BOSTON, MA ~ 1875
For more than 142 years, the Cathedral of the Holy Cross in Boston’s South End has stood grandly and served its parishioners. Now, after decades of graceful aging, the building is undergoing a crucial renovation. As a part of the project, Longleaf Lumber was able to salvage thousands of feet of gorgeous heart pine flooring.
When Boston’s Catholic population exploded in the mid-1800s, the sole Catholic church on Franklin Street was overwhelmed. To accommodate the newly-arrived churchgoers, architect Patrick C. Keely was commissioned to draw up plans for a new cathedral. Born in Ireland, Keely emigrated to the United States in 1842, beginning his career as a carpenter in Brooklyn, New York. Over the course of his career, Keely designed 16 cathedrals and close to 600 other churches.
Although Keely’s first site visit at Washington Street in Boston was in 1861, the United States Civil War put a temporary halt on construction plans, and ground wasn’t broken until 1866. Nine years later, in 1875, the cathedral was dedicated.
Designed in the Gothic Revival style, the Cathedral was made primarily from Roxbury Conglomerate (informally known as Roxbury puddingstone), the official rock of Massachusetts and bedrock stone underneath twelve Boston-area cities.
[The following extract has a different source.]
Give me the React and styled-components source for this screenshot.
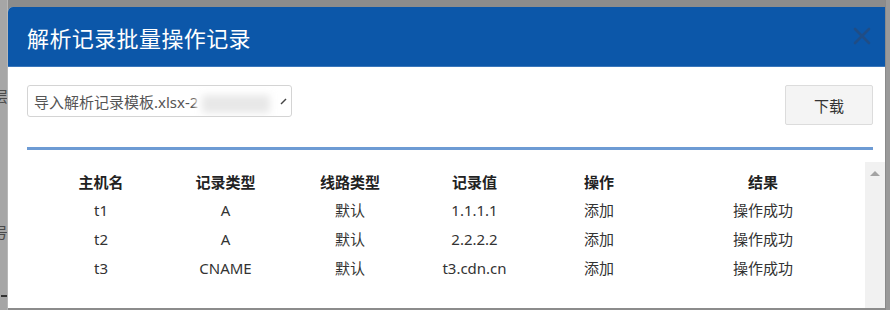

The cathedral was trimmed with Quincy granite and sandstone. Keely also designed the altar and the case for the Hook & Hastings organ, which – at the time – was the largest of its kind in the United States.
Today, the Cathedral of the Holy Cross is the mother church for the Roman Catholic Archdiocese of Boston and is the largest Roman Catholic church in New England. The building is 364 feet long by 170 feet wide at the transepts (90 feet at the nave and aisles), by 120 feet high to the ridgepole.
In additional to being an important location for religious services, it is also home to a children’s camp, meeting space for Alcoholics Anonymous, an emergency shelter, a food panty, an immunization center, and other social services. Historic events that took place at the cathedral include a Requiem for John F. Kennedy in 1964, a prayer service by Pope John Paul II in 1979, and an interfaith prayer vigil for Boston Marathon bombing victims, with a eulogy delivered by President Barack Obama in 2013.
Due to its age and deterioration of some materials, the cathedral is now being renovated. Suffolk Construction is handling the $25 million reconstruction, and has committed to doing so without profit. The extensive improvements to the cathedral include a new floor and altar as well as new sprinkler, lighting, and sound systems. The leaking roof and water-damaged walls will be repaired, and air conditioning installed. Pews for over 2,000 people have been removed and will be refinished and reinstalled. Beams are to be varnished, columns painted, and the extensive collection of stained glass illuminated.
Longleaf Lumber became a part of the renovation process when the existing flooring was scheduled to be removed. After assessing the floors in place, it was determined that careful and skilled dismantling of the existing floor structure would allow the antique boards to be saved. As the flooring was removed from beneath the pews, we discovered a striking wear pattern of both bright and dark patches.
By the end of this process, we had been able to salvage 8,000 square feet of exceptional quality Heart Pine flooring that is entirely free of knots and in widths from 4″ to 5-1/2″. The flooring is 1-1/8″ thick (which is thicker than traditional residential flooring) and, because most of the existing tongue-and-groove profiles are still useable, could be reinstalled ‘as-is’ to great visual effect. The floorboards could also, however, be re-milled to 3/4″ thickness with a new tongue and groove, milling away the current top wear layer for a fresh, consistent surface. In either case, a beautiful floor with a very special history is now available. We look forward to seeing where this flooring finds its next home.